In accordance with an exemplary embodiment of the present invention, an electrochemical planarization apparatus for planarizing a metallized surface on a workpiece includes a platen, a conductive element disposed adjacent the platen and a polishing surface disposed adjacent the conductive element. A workpiece carrier is configured to carry a workpiece and press the workpiece against the polishing surface while causing relative motion between the workpiece and the polishing surface. A voltage source is configured to effect an electric potential difference between the metallized surface of the workpiece and the conductive element. The apparatus further includes an electrolytic solution source and a solution application mechanism configured to supply an electrolytic solution from the electrolytic solution source to the polishing surface.

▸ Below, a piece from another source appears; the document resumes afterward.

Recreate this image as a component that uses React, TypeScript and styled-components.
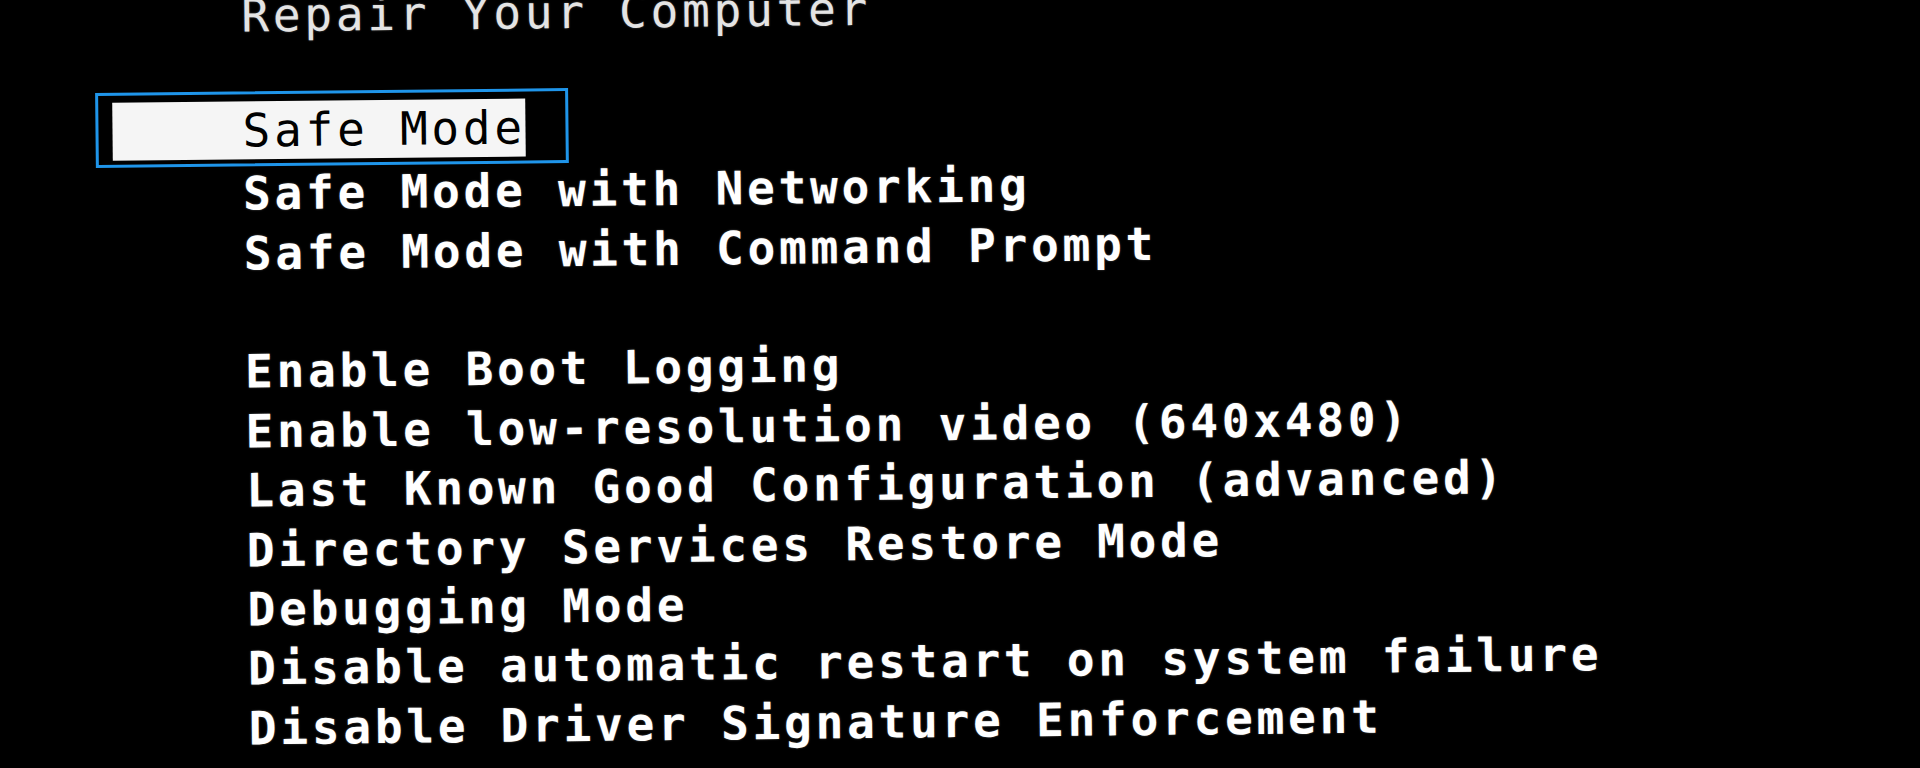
import styled, { createGlobalStyle } from "styled-components";

const GlobalStyle = createGlobalStyle`
  html, body {
    margin: 0;
    padding: 0;
    background: #000;
    overflow: hidden;
  }
`;

const Screen = styled.div`
  width: 1920px;
  height: 768px;
  background: #000;
  overflow: hidden;
`;

const Menu = styled.div`
  display: flex;
  flex-direction: column;
  margin-top: -11px;
  transform: rotate(-0.6deg);
  transform-origin: 0 0;
  font-family: "DejaVu Sans Mono", "Liberation Mono", monospace;
  font-size: 46px;
  letter-spacing: 3.8px;
  white-space: pre;
`;

const Row = styled.div<{ $dim?: boolean }>`
  display: flex;
  height: 59.4px;
  line-height: 59.4px;
  padding-left: 241px;
  color: ${({ $dim }) => ($dim ? "#e4e4e4" : "#ffffff")};
  font-weight: ${({ $dim }) => ($dim ? 400 : 700)};
  text-shadow: 0 0 2px rgba(255, 255, 255, 0.35);
`;

const Gap = styled.div`
  height: 59.4px;
`;

const SelectedRow = styled(Row)`
  padding-left: 94px;
`;

const FocusFrame = styled.div`
  margin-top: -14px;
  border: 3px solid #1f95ea;
  padding: 7px 40px 4px 14px;
  box-sizing: content-box;
  height: 58px;
`;

const Highlight = styled.div`
  height: 58px;
  line-height: 58px;
  padding-left: 130px;
  background: #f5f5f5;
  color: #000;
  text-shadow: none;
  font-weight: 400;
`;

type Item = { label: string; gapBefore?: boolean };

const items: Item[] = [
  { label: "Safe Mode with Networking" },
  { label: "Safe Mode with Command Prompt" },
  { label: "Enable Boot Logging", gapBefore: true },
  { label: "Enable low-resolution video (640x480)" },
  { label: "Last Known Good Configuration (advanced)" },
  { label: "Directory Services Restore Mode" },
  { label: "Debugging Mode" },
  { label: "Disable automatic restart on system failure" },
  { label: "Disable Driver Signature Enforcement" },
];

export default function App() {
  return (
    <Screen>
      <GlobalStyle />
      <Menu>
        <Row $dim>Repair Your Computer</Row>
        <Gap />
        <SelectedRow>
          <FocusFrame>
            <Highlight>Safe Mode</Highlight>
          </FocusFrame>
        </SelectedRow>
        {items.map((item) => (
          <div key={item.label}>
            {item.gapBefore && <Gap />}
            <Row>{item.label}</Row>
          </div>
        ))}
      </Menu>
    </Screen>
  );
}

In accordance with a further embodiment of the present invention, a method of planarizing a metallized surface on a workpiece includes the steps of: providing a platen; providing a conductive element on the surface of the platen; providing a polishing surface on the surface of the conductive element; providing a workpiece carrier configured to carry a workpiece; pressing the workpiece against the polishing surface while causing relative motion between the workpiece and the polishing surface; establishing an electric potential difference between the metallized surface of workpiece and the conductive element; and supplying an electrolytic solution to the polishing surface.